* _Challenge_:
Copy out all the lines exactly. Omit pictures.

* _Recorded data_:
* start *

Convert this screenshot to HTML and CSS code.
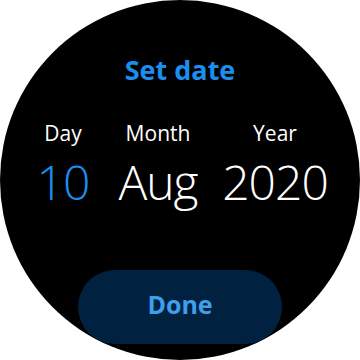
FILE: index.html
```html
<!DOCTYPE html>
<html lang="en">
<head>
<meta charset="UTF-8">
<meta name="viewport" content="width=device-width, initial-scale=1.0">
<title>Set date</title>
<link rel="stylesheet" href="styles.css">
</head>
<body>
<!-- watch face -->
<div class="watch">
<div class="title">Set date</div>

<div class="picker">
<div class="col col-day">
<div class="label">Day</div>
<div class="value active">10</div>
</div>
<div class="col col-month">
<div class="label">Month</div>
<div class="value">Aug</div>
</div>
<div class="col col-year">
<div class="label">Year</div>
<div class="value">2020</div>
</div>
</div>

<button class="done">Done</button>
</div>
</body>
</html>
```

FILE: styles.css
```css
/* page */
body {
margin: 0;
width: 360px;
height: 360px;
background-color: #fff;
font-family: "Open Sans", "Noto Sans", sans-serif;
}

/* round watch screen */
.watch {
width: 360px;
height: 360px;
border-radius: 50%;
background-color: #000;
overflow: hidden;
display: flex;
flex-direction: column;
align-items: center;
}

.title {
margin-top: 50px;
font-size: 27px;
font-weight: 700;
line-height: 40px;
color: #1a8ff0;
}

/* date columns */
.picker {
margin-top: 28px;
display: flex;
width: 302px;
}

.col {
display: flex;
flex-direction: column;
align-items: center;
}

.col-day {
width: 68px;
}

.col-month {
width: 122px;
}

.col-year {
width: 112px;
}

.label {
font-size: 21px;
line-height: 30px;
color: #fff;
}

.value {
font-size: 48px;
font-weight: 350;
line-height: 68px;
letter-spacing: -1px;
color: #fff;
}

.value.active {
color: #1a8ff0;
}

/* bottom button */
.done {
margin-top: 54px;
width: 204px;
height: 74px;
border: none;
border-radius: 37px;
background-color: #002240;
color: #3ea0ec;
font-family: inherit;
font-size: 25px;
font-weight: 700;
padding: 0 0 6px;
}
```
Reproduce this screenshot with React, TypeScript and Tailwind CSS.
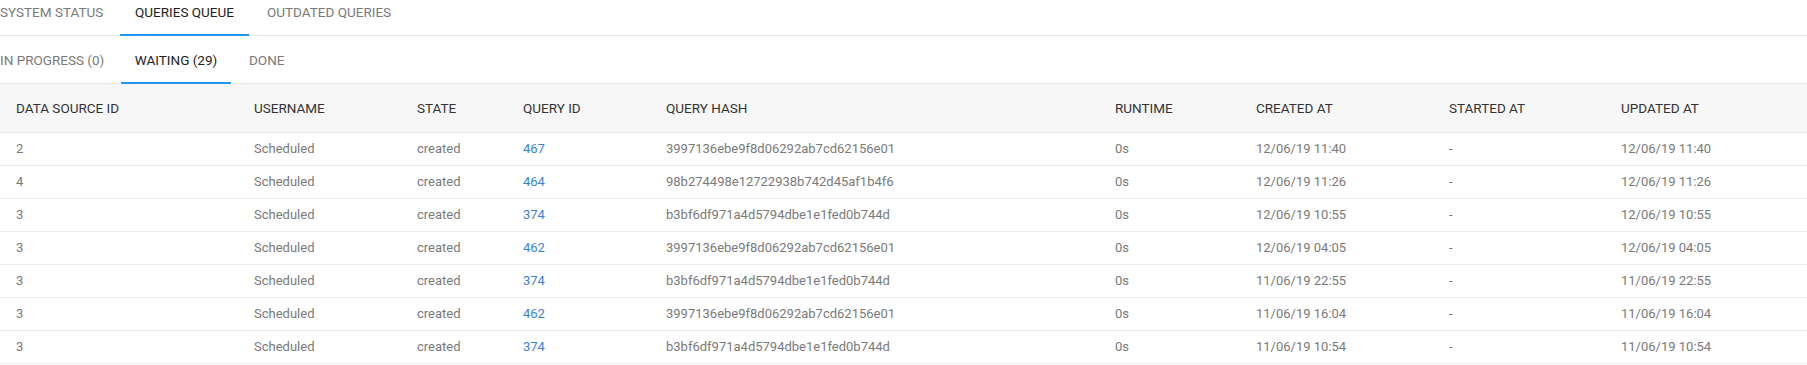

* end *

* _Task result_:
Convert this screenshot to HTML and CSS code.
FILE: index.html
```html
<!DOCTYPE html>
<html lang="en">
<head>
<meta charset="UTF-8">
<meta name="viewport" content="width=device-width, initial-scale=1.0">
<title>Set date</title>
<link rel="stylesheet" href="styles.css">
</head>
<body>
<!-- watch face -->
<div class="watch">
<div class="title">Set date</div>

<div class="picker">
<div class="col col-day">
<div class="label">Day</div>
<div class="value active">10</div>
</div>
<div class="col col-month">
<div class="label">Month</div>
<div class="value">Aug</div>
</div>
<div class="col col-year">
<div class="label">Year</div>
<div class="value">2020</div>
</div>
</div>

<button class="done">Done</button>
</div>
</body>
</html>
```

FILE: styles.css
```css
/* page */
body {
margin: 0;
width: 360px;
height: 360px;
background-color: #fff;
font-family: "Open Sans", "Noto Sans", sans-serif;
}

/* round watch screen */
.watch {
width: 360px;
height: 360px;
border-radius: 50%;
background-color: #000;
overflow: hidden;
display: flex;
flex-direction: column;
align-items: center;
}

.title {
margin-top: 50px;
font-size: 27px;
font-weight: 700;
line-height: 40px;
color: #1a8ff0;
}

/* date columns */
.picker {
margin-top: 28px;
display: flex;
width: 302px;
}

.col {
display: flex;
flex-direction: column;
align-items: center;
}

.col-day {
width: 68px;
}

.col-month {
width: 122px;
}

.col-year {
width: 112px;
}

.label {
font-size: 21px;
line-height: 30px;
color: #fff;
}

.value {
font-size: 48px;
font-weight: 350;
line-height: 68px;
letter-spacing: -1px;
color: #fff;
}

.value.active {
color: #1a8ff0;
}

/* bottom button */
.done {
margin-top: 54px;
width: 204px;
height: 74px;
border: none;
border-radius: 37px;
background-color: #002240;
color: #3ea0ec;
font-family: inherit;
font-size: 25px;
font-weight: 700;
padding: 0 0 6px;
}
```
Reproduce this screenshot with React, TypeScript and Tailwind CSS.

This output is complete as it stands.